The Swiss National Bank will continue totake part in concerted intervention on currency markets as
necessary, president Pierre Languetin told the bank's annual
meeting.
    He said the dollar had on occasion hit highs or lows which
bore no relation to economic fundamentals and cooperation
between all monetary authorities was necessary to prevent it
breaching thresholds that would damage everyone.

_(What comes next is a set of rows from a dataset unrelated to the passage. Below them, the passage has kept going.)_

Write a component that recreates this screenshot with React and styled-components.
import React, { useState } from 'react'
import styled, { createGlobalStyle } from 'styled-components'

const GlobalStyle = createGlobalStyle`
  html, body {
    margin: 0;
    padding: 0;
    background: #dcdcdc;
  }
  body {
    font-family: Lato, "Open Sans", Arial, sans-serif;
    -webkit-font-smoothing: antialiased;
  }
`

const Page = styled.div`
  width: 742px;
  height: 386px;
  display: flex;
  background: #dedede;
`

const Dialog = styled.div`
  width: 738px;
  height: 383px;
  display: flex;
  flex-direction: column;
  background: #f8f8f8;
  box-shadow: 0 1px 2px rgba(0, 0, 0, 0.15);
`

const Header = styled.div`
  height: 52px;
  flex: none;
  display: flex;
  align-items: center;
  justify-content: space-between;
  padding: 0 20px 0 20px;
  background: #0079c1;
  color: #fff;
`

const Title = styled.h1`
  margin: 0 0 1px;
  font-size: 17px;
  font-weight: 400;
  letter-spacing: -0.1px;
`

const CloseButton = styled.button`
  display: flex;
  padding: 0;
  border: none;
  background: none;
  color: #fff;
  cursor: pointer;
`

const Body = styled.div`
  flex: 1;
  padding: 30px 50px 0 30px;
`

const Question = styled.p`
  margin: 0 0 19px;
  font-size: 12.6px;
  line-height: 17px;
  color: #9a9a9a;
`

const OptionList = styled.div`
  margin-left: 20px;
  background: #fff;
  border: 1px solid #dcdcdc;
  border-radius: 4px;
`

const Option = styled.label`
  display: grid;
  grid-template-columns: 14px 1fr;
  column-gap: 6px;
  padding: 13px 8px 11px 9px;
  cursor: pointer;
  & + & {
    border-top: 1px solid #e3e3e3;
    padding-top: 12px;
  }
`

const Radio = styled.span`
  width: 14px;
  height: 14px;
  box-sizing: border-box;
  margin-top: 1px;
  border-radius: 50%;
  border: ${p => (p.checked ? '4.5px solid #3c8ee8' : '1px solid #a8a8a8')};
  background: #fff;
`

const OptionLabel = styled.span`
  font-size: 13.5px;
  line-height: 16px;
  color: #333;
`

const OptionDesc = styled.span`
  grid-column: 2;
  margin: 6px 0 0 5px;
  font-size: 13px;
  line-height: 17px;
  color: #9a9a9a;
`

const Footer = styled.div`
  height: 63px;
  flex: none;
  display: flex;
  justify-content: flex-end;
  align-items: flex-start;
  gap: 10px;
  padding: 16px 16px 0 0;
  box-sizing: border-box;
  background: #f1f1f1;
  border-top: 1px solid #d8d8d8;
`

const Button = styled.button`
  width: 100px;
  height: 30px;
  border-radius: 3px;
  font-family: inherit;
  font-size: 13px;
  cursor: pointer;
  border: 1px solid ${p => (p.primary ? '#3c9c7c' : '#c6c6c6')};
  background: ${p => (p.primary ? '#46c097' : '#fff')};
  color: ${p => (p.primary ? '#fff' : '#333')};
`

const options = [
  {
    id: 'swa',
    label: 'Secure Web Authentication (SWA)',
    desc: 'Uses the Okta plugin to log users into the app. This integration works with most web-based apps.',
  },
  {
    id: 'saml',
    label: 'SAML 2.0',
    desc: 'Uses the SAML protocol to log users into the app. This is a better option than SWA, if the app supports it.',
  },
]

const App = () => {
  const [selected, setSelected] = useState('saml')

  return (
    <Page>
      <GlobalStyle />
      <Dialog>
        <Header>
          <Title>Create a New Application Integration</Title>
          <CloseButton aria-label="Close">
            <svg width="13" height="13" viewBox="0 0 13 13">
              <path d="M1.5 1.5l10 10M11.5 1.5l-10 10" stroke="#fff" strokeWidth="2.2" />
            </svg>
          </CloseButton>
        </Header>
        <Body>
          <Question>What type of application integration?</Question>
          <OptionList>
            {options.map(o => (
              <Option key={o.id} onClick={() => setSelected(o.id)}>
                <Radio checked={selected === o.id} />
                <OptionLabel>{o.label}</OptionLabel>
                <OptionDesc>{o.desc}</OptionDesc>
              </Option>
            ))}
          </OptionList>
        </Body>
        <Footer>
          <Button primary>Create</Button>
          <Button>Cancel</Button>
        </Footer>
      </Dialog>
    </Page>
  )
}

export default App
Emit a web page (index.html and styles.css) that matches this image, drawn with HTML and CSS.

    "We are resolved -- as we have done in the past -- to take
part in concerted intervention to the extent that this is
possible and desirable," Languetin said.
    Languetin said Switzerland had noted with satisfaction the
six nation Paris accord on currency stabilisation measures in
February, adding that it had anchored the principle of
strengthened international cooperation.
    He said measures such as recent concerted intervention were
useful in the short term.
    But he added, "The (Paris) Louvre accord can produce no
lasting effects without a correction of the fundamental
imbalances, without a reduction of the American budget deficit
and without stronger growth in Europe and Japan."
    Languetin said certain changes would probably be necessary
in the "too expansive" monetary policy of the United States,
adding that there was a prevailing view that U.S. Money supply
was expanding too strongly.
    "If this should last long the dollar could only be
stabilised at the cost of a substantial easing in monetary
policy on the part of the other central banks, which would in
turn create the basis for a new wave of world-wide inflation,"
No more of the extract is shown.